## Task
Search the material below for the word "index" and copy every line in which it occurs.

## Information provided
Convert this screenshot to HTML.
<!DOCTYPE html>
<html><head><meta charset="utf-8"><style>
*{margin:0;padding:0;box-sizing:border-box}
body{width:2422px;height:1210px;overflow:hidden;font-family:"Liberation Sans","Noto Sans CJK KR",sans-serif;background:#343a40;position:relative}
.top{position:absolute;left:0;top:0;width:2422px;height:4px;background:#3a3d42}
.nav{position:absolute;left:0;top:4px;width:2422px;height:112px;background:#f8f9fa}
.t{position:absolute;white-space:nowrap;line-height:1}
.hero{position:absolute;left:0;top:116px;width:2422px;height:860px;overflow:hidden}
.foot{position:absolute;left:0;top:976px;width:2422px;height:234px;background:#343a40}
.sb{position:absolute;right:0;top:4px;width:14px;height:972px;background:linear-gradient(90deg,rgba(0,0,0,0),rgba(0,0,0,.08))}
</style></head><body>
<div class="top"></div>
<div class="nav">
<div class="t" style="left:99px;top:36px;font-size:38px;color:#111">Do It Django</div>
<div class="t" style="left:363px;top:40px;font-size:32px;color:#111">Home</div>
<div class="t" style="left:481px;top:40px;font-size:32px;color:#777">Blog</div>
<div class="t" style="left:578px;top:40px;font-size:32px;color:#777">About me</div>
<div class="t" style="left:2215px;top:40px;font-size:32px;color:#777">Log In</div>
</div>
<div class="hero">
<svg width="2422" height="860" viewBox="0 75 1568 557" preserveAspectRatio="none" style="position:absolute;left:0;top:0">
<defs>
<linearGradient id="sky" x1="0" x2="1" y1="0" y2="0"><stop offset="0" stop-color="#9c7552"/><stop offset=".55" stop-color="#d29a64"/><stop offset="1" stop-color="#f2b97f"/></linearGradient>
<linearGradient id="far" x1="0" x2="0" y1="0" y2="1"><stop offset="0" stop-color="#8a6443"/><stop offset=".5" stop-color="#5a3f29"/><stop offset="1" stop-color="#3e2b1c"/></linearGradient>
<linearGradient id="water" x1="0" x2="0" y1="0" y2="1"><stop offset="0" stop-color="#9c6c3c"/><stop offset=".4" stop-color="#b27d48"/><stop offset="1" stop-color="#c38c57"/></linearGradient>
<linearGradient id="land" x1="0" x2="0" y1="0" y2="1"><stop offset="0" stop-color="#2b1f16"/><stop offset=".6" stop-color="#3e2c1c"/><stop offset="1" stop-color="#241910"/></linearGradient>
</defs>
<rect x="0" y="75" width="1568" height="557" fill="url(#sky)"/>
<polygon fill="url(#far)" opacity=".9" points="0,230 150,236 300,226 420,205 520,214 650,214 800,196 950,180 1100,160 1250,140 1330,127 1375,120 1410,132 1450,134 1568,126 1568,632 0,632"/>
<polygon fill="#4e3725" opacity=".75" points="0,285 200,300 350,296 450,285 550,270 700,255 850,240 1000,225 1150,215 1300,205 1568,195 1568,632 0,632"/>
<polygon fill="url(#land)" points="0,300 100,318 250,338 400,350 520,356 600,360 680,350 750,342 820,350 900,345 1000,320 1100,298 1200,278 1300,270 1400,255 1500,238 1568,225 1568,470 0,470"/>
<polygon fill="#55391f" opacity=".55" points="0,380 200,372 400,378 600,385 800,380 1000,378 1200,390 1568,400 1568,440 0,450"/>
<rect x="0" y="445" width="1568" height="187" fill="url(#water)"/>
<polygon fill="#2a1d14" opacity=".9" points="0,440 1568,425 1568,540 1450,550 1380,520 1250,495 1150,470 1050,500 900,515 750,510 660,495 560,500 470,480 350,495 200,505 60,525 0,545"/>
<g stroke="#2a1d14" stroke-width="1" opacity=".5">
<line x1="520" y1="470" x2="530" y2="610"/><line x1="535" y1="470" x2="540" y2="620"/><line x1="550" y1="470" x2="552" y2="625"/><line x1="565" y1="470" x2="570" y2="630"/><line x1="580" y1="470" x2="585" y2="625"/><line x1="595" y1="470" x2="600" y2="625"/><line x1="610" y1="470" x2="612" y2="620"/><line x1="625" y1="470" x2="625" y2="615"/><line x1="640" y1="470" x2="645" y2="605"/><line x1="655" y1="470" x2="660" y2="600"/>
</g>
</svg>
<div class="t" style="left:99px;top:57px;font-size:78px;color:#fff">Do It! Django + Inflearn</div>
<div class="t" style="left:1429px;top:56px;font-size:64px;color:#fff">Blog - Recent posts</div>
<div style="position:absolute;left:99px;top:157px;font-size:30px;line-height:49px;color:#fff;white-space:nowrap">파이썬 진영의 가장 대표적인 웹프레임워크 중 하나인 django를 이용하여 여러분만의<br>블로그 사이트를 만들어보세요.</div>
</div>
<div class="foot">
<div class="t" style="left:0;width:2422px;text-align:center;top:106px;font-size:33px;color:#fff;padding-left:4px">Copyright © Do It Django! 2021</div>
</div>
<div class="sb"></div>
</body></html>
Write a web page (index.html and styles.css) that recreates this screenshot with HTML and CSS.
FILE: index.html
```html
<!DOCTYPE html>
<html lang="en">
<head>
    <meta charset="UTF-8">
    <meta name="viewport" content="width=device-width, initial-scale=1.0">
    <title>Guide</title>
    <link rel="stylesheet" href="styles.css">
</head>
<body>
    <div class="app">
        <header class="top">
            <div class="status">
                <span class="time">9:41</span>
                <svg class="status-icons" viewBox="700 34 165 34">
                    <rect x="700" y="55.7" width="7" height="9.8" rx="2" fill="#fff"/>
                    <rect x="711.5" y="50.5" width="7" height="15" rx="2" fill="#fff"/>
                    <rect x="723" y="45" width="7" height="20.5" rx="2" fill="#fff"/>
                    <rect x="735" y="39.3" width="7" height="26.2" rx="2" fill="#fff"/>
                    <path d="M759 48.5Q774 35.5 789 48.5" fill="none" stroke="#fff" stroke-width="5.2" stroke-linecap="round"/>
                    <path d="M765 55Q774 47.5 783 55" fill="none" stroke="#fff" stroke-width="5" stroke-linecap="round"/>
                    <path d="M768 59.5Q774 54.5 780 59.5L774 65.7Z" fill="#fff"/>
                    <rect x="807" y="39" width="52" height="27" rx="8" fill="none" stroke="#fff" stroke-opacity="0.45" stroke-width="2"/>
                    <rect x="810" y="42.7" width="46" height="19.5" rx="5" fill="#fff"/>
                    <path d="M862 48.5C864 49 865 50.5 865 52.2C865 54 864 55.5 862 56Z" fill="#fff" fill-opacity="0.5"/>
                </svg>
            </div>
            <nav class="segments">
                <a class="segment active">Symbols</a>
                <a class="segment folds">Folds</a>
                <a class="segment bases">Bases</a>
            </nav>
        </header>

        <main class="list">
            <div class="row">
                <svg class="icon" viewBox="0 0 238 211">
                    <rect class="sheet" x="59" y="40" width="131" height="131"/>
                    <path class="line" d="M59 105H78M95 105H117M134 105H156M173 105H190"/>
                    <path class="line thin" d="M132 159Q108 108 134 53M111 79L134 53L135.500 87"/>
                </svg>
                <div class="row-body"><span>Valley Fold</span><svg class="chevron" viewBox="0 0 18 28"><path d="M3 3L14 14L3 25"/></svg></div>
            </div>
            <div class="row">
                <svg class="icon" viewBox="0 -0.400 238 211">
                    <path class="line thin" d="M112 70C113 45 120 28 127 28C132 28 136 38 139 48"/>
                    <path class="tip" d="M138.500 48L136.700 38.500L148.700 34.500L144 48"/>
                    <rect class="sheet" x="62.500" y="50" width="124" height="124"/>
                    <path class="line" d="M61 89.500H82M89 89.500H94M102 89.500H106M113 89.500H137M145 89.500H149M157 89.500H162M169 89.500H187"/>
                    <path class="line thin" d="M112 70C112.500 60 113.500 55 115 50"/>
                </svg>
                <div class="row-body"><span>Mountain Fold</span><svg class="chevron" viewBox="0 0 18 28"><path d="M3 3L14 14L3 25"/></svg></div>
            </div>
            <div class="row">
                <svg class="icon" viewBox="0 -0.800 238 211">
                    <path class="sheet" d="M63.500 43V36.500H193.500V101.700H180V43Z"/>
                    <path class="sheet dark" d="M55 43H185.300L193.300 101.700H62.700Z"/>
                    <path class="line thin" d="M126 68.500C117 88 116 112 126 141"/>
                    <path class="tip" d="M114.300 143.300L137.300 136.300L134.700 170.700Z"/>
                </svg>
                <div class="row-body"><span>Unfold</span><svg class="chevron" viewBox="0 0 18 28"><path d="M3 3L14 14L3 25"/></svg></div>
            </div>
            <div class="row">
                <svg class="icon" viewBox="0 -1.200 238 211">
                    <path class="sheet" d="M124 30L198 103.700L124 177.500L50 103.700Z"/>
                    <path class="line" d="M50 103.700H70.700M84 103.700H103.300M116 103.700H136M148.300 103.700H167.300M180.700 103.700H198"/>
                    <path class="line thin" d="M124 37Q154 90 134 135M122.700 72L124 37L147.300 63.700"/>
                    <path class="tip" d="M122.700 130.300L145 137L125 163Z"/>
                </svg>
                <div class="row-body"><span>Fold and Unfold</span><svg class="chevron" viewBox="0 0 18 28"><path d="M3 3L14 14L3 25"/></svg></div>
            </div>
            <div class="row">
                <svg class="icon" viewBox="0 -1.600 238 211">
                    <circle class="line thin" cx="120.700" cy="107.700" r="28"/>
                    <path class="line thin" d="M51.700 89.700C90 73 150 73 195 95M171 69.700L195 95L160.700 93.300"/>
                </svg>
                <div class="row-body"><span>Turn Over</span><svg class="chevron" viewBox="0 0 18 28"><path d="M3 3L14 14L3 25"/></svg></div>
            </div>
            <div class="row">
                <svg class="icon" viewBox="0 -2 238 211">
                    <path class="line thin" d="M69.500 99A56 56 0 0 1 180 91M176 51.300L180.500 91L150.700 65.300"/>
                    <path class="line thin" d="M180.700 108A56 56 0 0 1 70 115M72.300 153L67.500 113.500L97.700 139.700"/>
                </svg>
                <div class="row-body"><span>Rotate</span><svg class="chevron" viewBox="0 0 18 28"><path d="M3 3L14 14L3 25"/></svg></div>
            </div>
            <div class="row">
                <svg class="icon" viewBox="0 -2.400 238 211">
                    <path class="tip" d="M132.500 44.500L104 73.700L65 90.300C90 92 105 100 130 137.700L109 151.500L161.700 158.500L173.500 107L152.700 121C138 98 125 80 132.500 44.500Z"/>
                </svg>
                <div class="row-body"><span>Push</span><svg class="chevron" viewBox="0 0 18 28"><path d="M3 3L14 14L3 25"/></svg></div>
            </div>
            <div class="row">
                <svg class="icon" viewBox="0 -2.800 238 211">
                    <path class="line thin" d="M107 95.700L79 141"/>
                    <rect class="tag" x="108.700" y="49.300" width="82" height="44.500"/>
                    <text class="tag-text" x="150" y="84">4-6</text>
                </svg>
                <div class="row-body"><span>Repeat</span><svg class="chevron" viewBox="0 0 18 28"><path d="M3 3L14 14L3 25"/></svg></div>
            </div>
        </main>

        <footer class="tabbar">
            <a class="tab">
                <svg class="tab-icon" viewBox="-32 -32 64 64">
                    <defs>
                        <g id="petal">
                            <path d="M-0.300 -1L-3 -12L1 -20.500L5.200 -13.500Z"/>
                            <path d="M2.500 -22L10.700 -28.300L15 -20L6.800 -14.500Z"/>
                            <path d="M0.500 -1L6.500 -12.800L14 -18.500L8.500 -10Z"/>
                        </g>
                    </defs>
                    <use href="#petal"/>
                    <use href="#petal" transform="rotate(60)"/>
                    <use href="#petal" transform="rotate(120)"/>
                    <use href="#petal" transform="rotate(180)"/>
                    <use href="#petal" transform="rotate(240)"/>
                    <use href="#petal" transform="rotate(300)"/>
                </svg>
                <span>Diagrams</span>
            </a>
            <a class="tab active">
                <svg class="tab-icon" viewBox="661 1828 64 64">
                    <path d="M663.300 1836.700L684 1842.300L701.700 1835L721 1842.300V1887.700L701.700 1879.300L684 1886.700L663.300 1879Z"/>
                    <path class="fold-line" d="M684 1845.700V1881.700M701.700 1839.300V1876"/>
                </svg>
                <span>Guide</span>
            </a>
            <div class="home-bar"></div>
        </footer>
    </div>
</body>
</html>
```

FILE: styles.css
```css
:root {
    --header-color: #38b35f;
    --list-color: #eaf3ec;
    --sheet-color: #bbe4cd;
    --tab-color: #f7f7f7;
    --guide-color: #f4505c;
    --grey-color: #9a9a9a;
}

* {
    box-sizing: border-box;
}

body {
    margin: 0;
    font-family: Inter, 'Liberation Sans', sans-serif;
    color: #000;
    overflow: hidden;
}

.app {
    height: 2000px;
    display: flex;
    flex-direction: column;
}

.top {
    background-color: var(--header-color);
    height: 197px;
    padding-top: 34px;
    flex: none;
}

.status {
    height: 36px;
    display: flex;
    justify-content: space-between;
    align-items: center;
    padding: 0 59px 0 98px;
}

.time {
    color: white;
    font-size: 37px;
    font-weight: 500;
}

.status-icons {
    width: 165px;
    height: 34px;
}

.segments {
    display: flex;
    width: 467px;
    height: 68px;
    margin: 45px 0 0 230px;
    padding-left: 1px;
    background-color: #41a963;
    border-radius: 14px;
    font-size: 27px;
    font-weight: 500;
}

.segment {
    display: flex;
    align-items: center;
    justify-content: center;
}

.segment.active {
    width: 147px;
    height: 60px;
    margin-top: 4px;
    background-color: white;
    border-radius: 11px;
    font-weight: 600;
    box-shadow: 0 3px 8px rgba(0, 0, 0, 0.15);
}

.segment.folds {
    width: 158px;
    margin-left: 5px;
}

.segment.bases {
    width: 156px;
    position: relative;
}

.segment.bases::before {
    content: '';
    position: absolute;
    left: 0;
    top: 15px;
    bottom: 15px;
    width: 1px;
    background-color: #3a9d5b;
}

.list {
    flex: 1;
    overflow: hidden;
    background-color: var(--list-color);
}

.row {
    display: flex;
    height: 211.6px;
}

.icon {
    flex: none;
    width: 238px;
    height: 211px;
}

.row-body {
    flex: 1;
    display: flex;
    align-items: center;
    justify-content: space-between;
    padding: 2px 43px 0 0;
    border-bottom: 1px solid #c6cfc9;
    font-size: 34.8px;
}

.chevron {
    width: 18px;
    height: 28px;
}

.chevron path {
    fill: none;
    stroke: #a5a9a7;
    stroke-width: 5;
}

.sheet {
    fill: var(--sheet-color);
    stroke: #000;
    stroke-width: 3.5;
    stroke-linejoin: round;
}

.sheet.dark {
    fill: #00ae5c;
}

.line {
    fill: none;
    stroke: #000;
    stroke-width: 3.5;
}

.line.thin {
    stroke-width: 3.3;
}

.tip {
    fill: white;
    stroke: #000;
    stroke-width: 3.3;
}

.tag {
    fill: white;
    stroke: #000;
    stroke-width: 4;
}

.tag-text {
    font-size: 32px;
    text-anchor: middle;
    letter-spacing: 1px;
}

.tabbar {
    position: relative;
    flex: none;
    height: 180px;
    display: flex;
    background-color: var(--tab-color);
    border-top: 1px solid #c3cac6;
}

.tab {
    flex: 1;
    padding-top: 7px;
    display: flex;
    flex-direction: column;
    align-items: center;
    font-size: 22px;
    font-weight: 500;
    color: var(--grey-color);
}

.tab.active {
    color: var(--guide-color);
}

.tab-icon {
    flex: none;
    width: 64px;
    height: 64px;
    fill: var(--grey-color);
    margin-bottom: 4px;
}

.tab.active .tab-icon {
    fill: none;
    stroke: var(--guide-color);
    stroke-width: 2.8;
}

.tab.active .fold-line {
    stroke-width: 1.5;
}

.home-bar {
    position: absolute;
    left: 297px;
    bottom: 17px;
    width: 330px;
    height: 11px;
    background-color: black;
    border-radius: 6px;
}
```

## Problem solution
Write a web page (index.html and styles.css) that recreates this screenshot with HTML and CSS.
FILE: index.html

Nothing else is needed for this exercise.